In today’s concerns that have to do with the impacts of climate change, with the increasing variability of the monsoon season, and especially with the production of food crops, the IMD’s stock measurement ‘product’ is no longer viable. It ought to have been replaced at least a decade ago, for the IMD’s Hydromet Division maintains weekly data by meteorological sub-division and by district. This series of running records compares any given monsoon week’s rainfall, in a district, with the long period average (a 50-year period). Such fineness of detail must be matched by a measuring range-finder with appropriate  interpretive indicators. That is why the ‘no rain’, ‘scanty’, ‘deficient’, ‘normal’ or ‘excess’ group of legacy measures must now be discarded.

In its place an indicator of eleven grades translates the numeric density of IMD’s district-level rainfall data into a much more meaningful code. Using this code we can immediately see the following from the chart ‘Gauging ten weeks of rain in the districts’:

1. That districts which have experienced weeks of ‘-81% and less’ and ‘-61% to -80%’ rain – that is, very much less rain than they should have had – form the largest set of segments in the indicator bars.

2. That districts which have experienced weeks of ‘+81% and over’ rain – that is, very much more rain than they should have had – form the next largest set of segments in the indicator bars.

3. That the indicator bars for ‘+10% to -10%’, ‘-11% to -20%’ and ‘+11% to +20%’ are, even together, considerably smaller than the segments that show degrees of excess rain and degrees of deficient rain.

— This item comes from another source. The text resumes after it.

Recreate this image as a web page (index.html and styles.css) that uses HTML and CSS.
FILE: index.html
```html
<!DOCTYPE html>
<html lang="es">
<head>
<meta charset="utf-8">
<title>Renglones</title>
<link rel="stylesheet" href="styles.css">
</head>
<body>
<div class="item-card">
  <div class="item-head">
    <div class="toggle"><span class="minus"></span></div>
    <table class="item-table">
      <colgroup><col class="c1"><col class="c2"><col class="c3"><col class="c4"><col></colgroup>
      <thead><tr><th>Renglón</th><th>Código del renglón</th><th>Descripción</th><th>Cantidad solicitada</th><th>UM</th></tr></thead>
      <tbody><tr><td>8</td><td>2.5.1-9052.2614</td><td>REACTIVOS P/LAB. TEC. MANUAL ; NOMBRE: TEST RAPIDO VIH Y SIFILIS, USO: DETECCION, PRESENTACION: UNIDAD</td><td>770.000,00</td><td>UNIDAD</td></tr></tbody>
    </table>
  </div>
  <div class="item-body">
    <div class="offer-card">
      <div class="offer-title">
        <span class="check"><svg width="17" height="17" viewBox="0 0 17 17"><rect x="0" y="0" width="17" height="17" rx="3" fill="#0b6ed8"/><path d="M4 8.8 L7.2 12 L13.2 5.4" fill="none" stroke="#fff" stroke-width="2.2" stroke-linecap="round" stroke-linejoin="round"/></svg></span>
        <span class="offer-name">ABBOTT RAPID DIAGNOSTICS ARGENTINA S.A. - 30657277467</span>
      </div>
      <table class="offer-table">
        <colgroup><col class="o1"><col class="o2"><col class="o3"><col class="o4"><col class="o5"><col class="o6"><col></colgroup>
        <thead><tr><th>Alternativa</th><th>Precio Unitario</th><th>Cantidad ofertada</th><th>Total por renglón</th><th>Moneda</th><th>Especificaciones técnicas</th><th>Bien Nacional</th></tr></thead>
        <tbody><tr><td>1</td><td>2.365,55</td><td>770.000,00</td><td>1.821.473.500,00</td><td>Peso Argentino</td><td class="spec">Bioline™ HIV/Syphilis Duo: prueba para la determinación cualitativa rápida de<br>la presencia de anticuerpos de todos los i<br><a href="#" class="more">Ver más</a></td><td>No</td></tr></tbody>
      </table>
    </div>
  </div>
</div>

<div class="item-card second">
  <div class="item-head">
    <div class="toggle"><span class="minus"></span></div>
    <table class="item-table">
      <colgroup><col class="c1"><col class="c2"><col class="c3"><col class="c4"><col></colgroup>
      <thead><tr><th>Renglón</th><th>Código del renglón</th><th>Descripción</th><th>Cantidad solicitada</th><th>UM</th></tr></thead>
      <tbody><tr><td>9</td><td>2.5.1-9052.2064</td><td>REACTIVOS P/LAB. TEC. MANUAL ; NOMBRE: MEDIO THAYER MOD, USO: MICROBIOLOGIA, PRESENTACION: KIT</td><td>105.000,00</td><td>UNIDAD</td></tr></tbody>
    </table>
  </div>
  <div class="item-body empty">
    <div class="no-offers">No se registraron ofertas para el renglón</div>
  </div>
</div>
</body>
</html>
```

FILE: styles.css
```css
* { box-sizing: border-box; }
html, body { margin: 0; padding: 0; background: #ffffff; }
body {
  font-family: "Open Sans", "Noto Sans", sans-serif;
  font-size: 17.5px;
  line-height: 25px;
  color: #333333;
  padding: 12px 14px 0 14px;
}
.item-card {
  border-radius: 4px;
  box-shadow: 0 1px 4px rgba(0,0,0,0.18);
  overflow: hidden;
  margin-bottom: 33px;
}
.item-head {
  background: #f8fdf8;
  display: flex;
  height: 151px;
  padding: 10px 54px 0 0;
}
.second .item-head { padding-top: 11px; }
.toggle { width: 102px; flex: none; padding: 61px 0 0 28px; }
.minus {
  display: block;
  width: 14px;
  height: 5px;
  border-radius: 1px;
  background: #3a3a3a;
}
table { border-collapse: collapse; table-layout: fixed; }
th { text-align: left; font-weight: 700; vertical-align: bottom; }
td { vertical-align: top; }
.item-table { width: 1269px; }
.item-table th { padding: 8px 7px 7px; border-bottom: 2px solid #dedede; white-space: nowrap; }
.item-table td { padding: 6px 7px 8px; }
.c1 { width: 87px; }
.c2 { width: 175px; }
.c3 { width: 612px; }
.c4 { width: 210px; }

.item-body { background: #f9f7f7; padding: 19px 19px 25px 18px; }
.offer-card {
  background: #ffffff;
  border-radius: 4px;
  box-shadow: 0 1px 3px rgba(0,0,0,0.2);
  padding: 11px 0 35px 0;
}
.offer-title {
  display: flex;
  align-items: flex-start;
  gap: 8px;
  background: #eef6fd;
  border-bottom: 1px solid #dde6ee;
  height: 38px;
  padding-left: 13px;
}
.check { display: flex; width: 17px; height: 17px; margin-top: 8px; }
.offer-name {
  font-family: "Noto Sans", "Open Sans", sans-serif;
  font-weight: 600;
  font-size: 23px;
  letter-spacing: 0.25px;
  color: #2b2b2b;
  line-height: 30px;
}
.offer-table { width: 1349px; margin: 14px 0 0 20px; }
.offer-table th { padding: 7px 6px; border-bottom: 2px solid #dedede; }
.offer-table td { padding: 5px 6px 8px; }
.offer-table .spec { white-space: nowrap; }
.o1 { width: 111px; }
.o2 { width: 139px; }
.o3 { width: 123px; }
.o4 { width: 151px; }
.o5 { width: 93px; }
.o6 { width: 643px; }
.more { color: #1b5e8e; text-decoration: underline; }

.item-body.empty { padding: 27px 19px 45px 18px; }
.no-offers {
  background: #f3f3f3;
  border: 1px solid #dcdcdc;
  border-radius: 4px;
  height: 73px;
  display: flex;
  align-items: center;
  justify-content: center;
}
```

Far too many districts registering rainfall departures in the categories that collect extremes of readings. This is the detailed reading required to alert state administrations to drought, drought-like and potential flood conditions.

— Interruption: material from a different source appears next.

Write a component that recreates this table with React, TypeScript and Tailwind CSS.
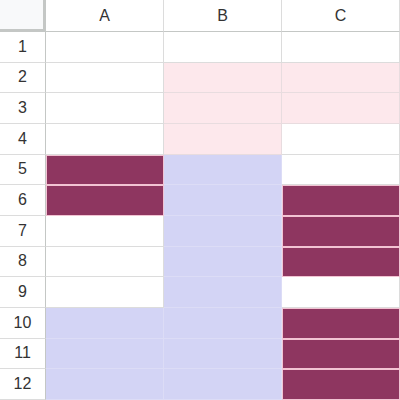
import React from "react";

type Fill = "w" | "p" | "b" | "m";

const rows: Fill[][] = [
  ["w", "w", "w"],
  ["w", "p", "p"],
  ["w", "p", "p"],
  ["w", "p", "w"],
  ["m", "b", "w"],
  ["m", "b", "m"],
  ["w", "b", "m"],
  ["w", "b", "m"],
  ["w", "b", "w"],
  ["b", "b", "m"],
  ["b", "b", "m"],
  ["b", "b", "m"],
];

const cls: Record<Fill, string> = {
  w: "bg-white border-r border-b border-[#dcdcdc]",
  p: "bg-[#fde8ec] border-r border-b border-[#e8dcdf]",
  b: "bg-[#d3d4f5] border-r border-b border-[#dcdcf6]",
  m: "bg-[#8e3660] border border-[#f2c4d3]",
};

export default function App() {
  return (
    <div
      className="w-[400px] h-[400px] overflow-hidden bg-white grid grid-cols-[46px_repeat(3,1fr)] grid-rows-[32px_repeat(12,1fr)] text-[16px] text-[#333333]"
      style={{ fontFamily: '"Liberation Sans", Arial, sans-serif' }}
    >
      <div className="bg-[#f8f9fa] border-r-[3px] border-b-[3px] border-[#c4c7c5]" />
      {["A", "B", "C"].map((c) => (
        <div
          key={c}
          className="bg-white border-r border-b border-r-[#dcdcdc] border-b-[#c4c7c5] flex items-center justify-center"
        >
          {c}
        </div>
      ))}
      {rows.map((r, i) => (
        <React.Fragment key={i}>
          <div className="bg-white border-r border-b border-r-[#c4c7c5] border-b-[#dcdcdc] flex items-center justify-center">
            {i + 1}
          </div>
          {r.map((f, j) => (
            <div key={j} className={cls[f]} />
          ))}
        </React.Fragment>
      ))}
    </div>
  );
}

Far too many districts registering rainfall departures in the categories that collect extremes of readings. This is the detailed reading required to alert state administrations to drought, drought-like and potential flood conditions.

Each bar corresponds to a week of district rainfall readings, and that week of readings is split into eleven grades. In this way, the tendency for administrations, citizens, the media and all those who must manage natural resources (particularly our farmers), to think in terms of an overall ‘deficit’ or an overall ‘surplus’ is nullified. Demands for water are not cumulative – they are made several times a day, and become more or less intense according to a cropping calendar, which in turn is influenced by the characteristics of a river basin and of an agro-ecological zone.

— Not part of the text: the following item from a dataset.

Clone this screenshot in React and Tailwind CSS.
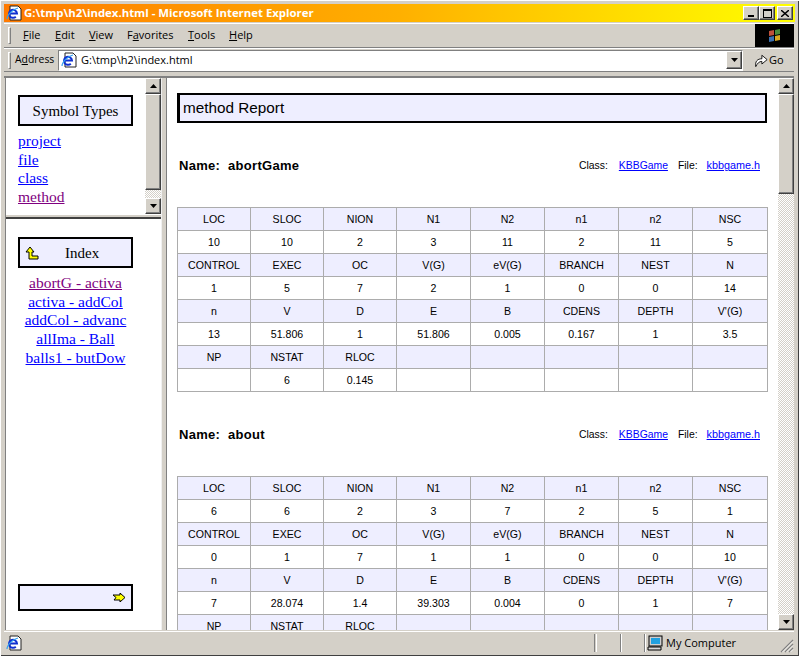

The advantages of the modified approach (which adapts the Food and Agriculture Organisation’s ‘Global Information and Early Warning System’ categorisation, designed to alert country food and agriculture administrators to impending food insecurity conditions) can be seen by comparing the single-most significant finding of the IMD’s normal method, with the finding of the new method, for the same point during the monsoon season.

By 12 August 2015 the Hydromet Division’s weekly report card found that 15% of the districts had recorded cumulative rainfall of ‘normal’ and 16% has recorded cumulative rainfall of ‘deficient’. There are similar tallies concerning rainfall distribution – by region and temporally – for the meteorological sub-divisions and for states. In contrast the new eleven-grade measure showed that in seven out of 10 weeks, the ‘+81% and over’ category was the most frequent or next-most frequent, and that likewise, the ‘-81% and less’ category was also the most frequent or next-most frequent in seven out of 10 weeks. This finding alone demonstrates the ability of the new methodology to provide early warnings of climatic trauma in districts, which state administrations can respond to in a targeted manner.